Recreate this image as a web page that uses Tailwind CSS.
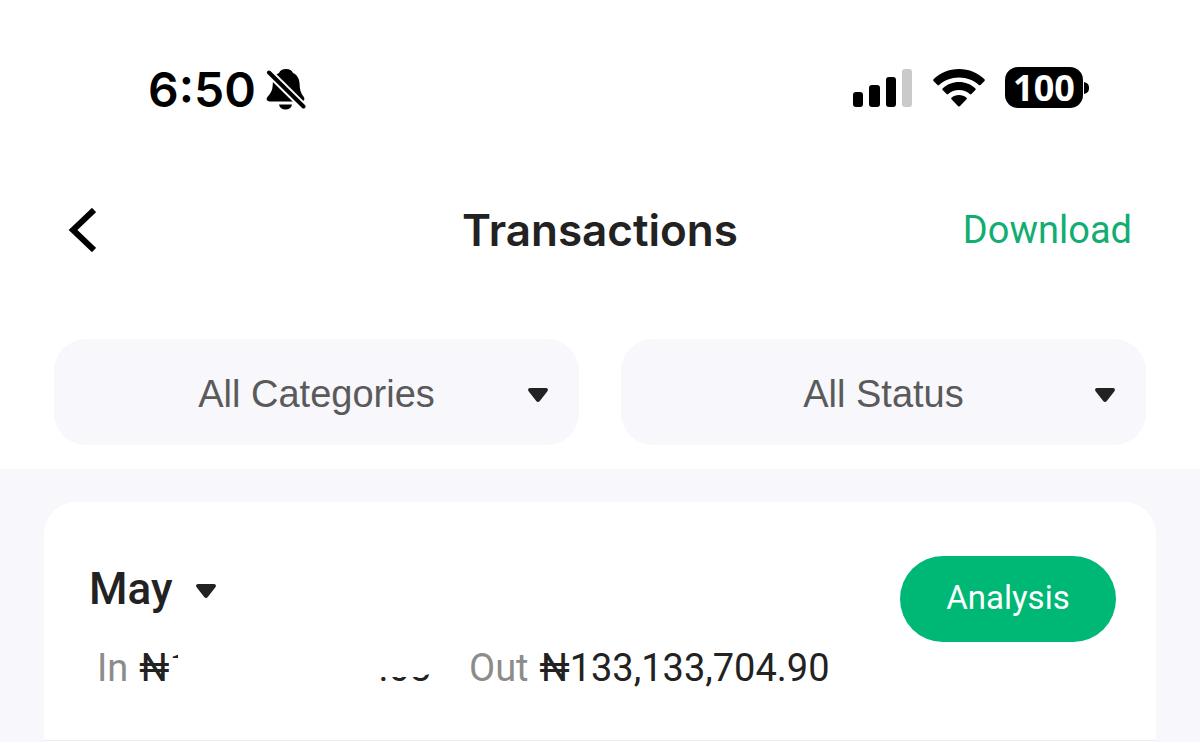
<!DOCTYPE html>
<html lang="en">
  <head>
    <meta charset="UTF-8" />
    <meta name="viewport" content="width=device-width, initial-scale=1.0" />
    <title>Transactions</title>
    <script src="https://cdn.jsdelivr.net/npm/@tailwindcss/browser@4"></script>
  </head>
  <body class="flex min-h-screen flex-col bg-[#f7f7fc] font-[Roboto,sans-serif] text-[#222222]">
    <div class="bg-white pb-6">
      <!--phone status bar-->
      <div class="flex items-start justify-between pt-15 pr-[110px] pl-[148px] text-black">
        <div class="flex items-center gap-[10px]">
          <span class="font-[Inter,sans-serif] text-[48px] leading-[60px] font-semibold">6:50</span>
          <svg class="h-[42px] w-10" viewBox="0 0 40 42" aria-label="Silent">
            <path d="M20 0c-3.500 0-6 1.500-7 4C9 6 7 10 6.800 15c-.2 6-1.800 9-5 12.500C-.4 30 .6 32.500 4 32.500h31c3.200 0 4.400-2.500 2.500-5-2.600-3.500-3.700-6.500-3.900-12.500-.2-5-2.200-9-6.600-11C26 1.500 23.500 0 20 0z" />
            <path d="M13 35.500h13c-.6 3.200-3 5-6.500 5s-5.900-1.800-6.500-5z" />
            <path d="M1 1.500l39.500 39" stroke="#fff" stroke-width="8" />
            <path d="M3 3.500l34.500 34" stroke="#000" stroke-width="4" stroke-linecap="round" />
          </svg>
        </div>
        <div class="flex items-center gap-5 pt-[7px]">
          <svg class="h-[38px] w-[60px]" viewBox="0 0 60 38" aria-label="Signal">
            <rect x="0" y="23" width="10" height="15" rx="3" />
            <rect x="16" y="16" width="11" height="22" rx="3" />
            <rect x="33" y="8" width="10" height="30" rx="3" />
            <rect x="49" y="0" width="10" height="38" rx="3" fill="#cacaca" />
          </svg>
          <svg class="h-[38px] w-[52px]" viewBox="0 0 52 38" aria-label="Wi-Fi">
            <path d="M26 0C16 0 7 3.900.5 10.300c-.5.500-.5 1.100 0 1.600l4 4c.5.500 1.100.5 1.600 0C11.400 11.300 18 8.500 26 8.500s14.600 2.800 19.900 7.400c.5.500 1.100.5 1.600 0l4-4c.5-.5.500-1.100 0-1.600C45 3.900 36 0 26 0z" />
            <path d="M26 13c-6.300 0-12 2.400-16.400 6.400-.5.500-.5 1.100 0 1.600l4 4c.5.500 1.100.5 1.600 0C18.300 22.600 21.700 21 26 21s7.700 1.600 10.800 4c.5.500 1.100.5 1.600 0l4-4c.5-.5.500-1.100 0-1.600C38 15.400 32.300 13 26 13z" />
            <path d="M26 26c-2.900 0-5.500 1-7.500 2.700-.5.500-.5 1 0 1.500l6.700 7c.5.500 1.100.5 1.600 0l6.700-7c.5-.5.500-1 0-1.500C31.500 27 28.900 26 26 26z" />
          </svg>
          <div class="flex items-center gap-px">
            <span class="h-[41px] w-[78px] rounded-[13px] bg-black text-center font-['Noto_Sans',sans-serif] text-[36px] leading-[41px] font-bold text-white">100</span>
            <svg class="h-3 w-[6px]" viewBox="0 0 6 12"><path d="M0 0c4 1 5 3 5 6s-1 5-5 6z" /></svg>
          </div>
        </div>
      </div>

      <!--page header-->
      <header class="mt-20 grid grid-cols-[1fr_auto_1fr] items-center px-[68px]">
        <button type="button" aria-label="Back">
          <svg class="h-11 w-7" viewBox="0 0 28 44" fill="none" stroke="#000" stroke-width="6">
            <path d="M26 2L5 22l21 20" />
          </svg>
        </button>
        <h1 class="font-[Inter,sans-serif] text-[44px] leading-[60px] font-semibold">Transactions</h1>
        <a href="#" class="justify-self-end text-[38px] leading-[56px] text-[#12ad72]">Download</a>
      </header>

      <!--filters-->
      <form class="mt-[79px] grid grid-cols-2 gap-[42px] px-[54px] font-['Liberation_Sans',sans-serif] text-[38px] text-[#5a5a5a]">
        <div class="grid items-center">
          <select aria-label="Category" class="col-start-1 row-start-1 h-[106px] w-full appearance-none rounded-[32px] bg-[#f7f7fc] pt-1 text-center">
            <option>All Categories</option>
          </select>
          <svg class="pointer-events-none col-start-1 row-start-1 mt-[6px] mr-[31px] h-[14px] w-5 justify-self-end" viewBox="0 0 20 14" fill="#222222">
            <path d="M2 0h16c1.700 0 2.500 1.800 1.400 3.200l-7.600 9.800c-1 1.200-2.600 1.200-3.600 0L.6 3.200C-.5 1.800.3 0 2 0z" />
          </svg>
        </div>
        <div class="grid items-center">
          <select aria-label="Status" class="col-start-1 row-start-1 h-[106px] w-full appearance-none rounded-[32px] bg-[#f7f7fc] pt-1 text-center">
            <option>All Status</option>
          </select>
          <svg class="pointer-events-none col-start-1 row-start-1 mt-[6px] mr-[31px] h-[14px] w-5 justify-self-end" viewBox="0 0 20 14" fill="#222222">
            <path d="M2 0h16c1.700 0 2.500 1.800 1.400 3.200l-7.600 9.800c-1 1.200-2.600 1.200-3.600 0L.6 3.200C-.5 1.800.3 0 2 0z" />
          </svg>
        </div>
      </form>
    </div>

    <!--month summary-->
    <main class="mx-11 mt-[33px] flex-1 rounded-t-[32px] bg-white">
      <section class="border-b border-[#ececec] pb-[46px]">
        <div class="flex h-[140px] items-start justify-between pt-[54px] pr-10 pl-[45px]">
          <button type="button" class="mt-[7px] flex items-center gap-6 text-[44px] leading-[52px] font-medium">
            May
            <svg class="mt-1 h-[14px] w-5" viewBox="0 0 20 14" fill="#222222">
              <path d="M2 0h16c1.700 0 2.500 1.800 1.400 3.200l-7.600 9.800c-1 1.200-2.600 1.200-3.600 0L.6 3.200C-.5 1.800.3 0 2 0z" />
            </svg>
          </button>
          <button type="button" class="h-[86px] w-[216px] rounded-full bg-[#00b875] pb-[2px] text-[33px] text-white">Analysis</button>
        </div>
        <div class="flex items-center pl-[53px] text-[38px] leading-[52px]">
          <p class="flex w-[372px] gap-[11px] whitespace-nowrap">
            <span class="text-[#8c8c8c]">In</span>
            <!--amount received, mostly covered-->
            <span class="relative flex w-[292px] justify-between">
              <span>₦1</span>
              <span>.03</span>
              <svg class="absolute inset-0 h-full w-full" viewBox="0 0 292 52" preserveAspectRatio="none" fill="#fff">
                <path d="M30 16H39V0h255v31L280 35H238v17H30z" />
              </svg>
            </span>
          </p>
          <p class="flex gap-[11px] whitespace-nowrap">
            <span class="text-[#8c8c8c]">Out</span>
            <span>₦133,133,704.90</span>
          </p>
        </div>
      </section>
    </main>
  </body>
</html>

..............................

**YOUR GOAL**:
Give all the lines above again, character for character, without pictures.

**ANSWER FOR THE TASK**:
Recreate this image as a web page that uses Tailwind CSS.
<!DOCTYPE html>
<html lang="en">
  <head>
    <meta charset="UTF-8" />
    <meta name="viewport" content="width=device-width, initial-scale=1.0" />
    <title>Transactions</title>
    <script src="https://cdn.jsdelivr.net/npm/@tailwindcss/browser@4"></script>
  </head>
  <body class="flex min-h-screen flex-col bg-[#f7f7fc] font-[Roboto,sans-serif] text-[#222222]">
    <div class="bg-white pb-6">
      <!--phone status bar-->
      <div class="flex items-start justify-between pt-15 pr-[110px] pl-[148px] text-black">
        <div class="flex items-center gap-[10px]">
          <span class="font-[Inter,sans-serif] text-[48px] leading-[60px] font-semibold">6:50</span>
          <svg class="h-[42px] w-10" viewBox="0 0 40 42" aria-label="Silent">
            <path d="M20 0c-3.500 0-6 1.500-7 4C9 6 7 10 6.800 15c-.2 6-1.800 9-5 12.500C-.4 30 .6 32.500 4 32.500h31c3.200 0 4.400-2.500 2.500-5-2.600-3.500-3.700-6.500-3.900-12.500-.2-5-2.200-9-6.600-11C26 1.500 23.500 0 20 0z" />
            <path d="M13 35.500h13c-.6 3.200-3 5-6.500 5s-5.900-1.800-6.500-5z" />
            <path d="M1 1.500l39.500 39" stroke="#fff" stroke-width="8" />
            <path d="M3 3.500l34.500 34" stroke="#000" stroke-width="4" stroke-linecap="round" />
          </svg>
        </div>
        <div class="flex items-center gap-5 pt-[7px]">
          <svg class="h-[38px] w-[60px]" viewBox="0 0 60 38" aria-label="Signal">
            <rect x="0" y="23" width="10" height="15" rx="3" />
            <rect x="16" y="16" width="11" height="22" rx="3" />
            <rect x="33" y="8" width="10" height="30" rx="3" />
            <rect x="49" y="0" width="10" height="38" rx="3" fill="#cacaca" />
          </svg>
          <svg class="h-[38px] w-[52px]" viewBox="0 0 52 38" aria-label="Wi-Fi">
            <path d="M26 0C16 0 7 3.900.5 10.300c-.5.500-.5 1.100 0 1.600l4 4c.5.500 1.100.5 1.600 0C11.400 11.300 18 8.500 26 8.500s14.600 2.800 19.900 7.400c.5.500 1.100.5 1.600 0l4-4c.5-.5.500-1.100 0-1.600C45 3.900 36 0 26 0z" />
            <path d="M26 13c-6.300 0-12 2.400-16.400 6.400-.5.500-.5 1.100 0 1.600l4 4c.5.500 1.100.5 1.600 0C18.300 22.600 21.700 21 26 21s7.700 1.600 10.800 4c.5.500 1.100.5 1.600 0l4-4c.5-.5.500-1.100 0-1.600C38 15.400 32.300 13 26 13z" />
            <path d="M26 26c-2.900 0-5.500 1-7.500 2.700-.5.500-.5 1 0 1.500l6.700 7c.5.500 1.100.5 1.600 0l6.700-7c.5-.5.500-1 0-1.500C31.500 27 28.900 26 26 26z" />
          </svg>
          <div class="flex items-center gap-px">
            <span class="h-[41px] w-[78px] rounded-[13px] bg-black text-center font-['Noto_Sans',sans-serif] text-[36px] leading-[41px] font-bold text-white">100</span>
            <svg class="h-3 w-[6px]" viewBox="0 0 6 12"><path d="M0 0c4 1 5 3 5 6s-1 5-5 6z" /></svg>
          </div>
        </div>
      </div>

      <!--page header-->
      <header class="mt-20 grid grid-cols-[1fr_auto_1fr] items-center px-[68px]">
        <button type="button" aria-label="Back">
          <svg class="h-11 w-7" viewBox="0 0 28 44" fill="none" stroke="#000" stroke-width="6">
            <path d="M26 2L5 22l21 20" />
          </svg>
        </button>
        <h1 class="font-[Inter,sans-serif] text-[44px] leading-[60px] font-semibold">Transactions</h1>
        <a href="#" class="justify-self-end text-[38px] leading-[56px] text-[#12ad72]">Download</a>
      </header>

      <!--filters-->
      <form class="mt-[79px] grid grid-cols-2 gap-[42px] px-[54px] font-['Liberation_Sans',sans-serif] text-[38px] text-[#5a5a5a]">
        <div class="grid items-center">
          <select aria-label="Category" class="col-start-1 row-start-1 h-[106px] w-full appearance-none rounded-[32px] bg-[#f7f7fc] pt-1 text-center">
            <option>All Categories</option>
          </select>
          <svg class="pointer-events-none col-start-1 row-start-1 mt-[6px] mr-[31px] h-[14px] w-5 justify-self-end" viewBox="0 0 20 14" fill="#222222">
            <path d="M2 0h16c1.700 0 2.500 1.800 1.400 3.200l-7.600 9.800c-1 1.200-2.600 1.200-3.600 0L.6 3.200C-.5 1.800.3 0 2 0z" />
          </svg>
        </div>
        <div class="grid items-center">
          <select aria-label="Status" class="col-start-1 row-start-1 h-[106px] w-full appearance-none rounded-[32px] bg-[#f7f7fc] pt-1 text-center">
            <option>All Status</option>
          </select>
          <svg class="pointer-events-none col-start-1 row-start-1 mt-[6px] mr-[31px] h-[14px] w-5 justify-self-end" viewBox="0 0 20 14" fill="#222222">
            <path d="M2 0h16c1.700 0 2.500 1.800 1.400 3.200l-7.600 9.800c-1 1.200-2.600 1.200-3.600 0L.6 3.200C-.5 1.800.3 0 2 0z" />
          </svg>
        </div>
      </form>
    </div>

    <!--month summary-->
    <main class="mx-11 mt-[33px] flex-1 rounded-t-[32px] bg-white">
      <section class="border-b border-[#ececec] pb-[46px]">
        <div class="flex h-[140px] items-start justify-between pt-[54px] pr-10 pl-[45px]">
          <button type="button" class="mt-[7px] flex items-center gap-6 text-[44px] leading-[52px] font-medium">
            May
            <svg class="mt-1 h-[14px] w-5" viewBox="0 0 20 14" fill="#222222">
              <path d="M2 0h16c1.700 0 2.500 1.800 1.400 3.200l-7.600 9.800c-1 1.200-2.600 1.200-3.600 0L.6 3.200C-.5 1.800.3 0 2 0z" />
            </svg>
          </button>
          <button type="button" class="h-[86px] w-[216px] rounded-full bg-[#00b875] pb-[2px] text-[33px] text-white">Analysis</button>
        </div>
        <div class="flex items-center pl-[53px] text-[38px] leading-[52px]">
          <p class="flex w-[372px] gap-[11px] whitespace-nowrap">
            <span class="text-[#8c8c8c]">In</span>
            <!--amount received, mostly covered-->
            <span class="relative flex w-[292px] justify-between">
              <span>₦1</span>
              <span>.03</span>
              <svg class="absolute inset-0 h-full w-full" viewBox="0 0 292 52" preserveAspectRatio="none" fill="#fff">
                <path d="M30 16H39V0h255v31L280 35H238v17H30z" />
              </svg>
            </span>
          </p>
          <p class="flex gap-[11px] whitespace-nowrap">
            <span class="text-[#8c8c8c]">Out</span>
            <span>₦133,133,704.90</span>
          </p>
        </div>
      </section>
    </main>
  </body>
</html>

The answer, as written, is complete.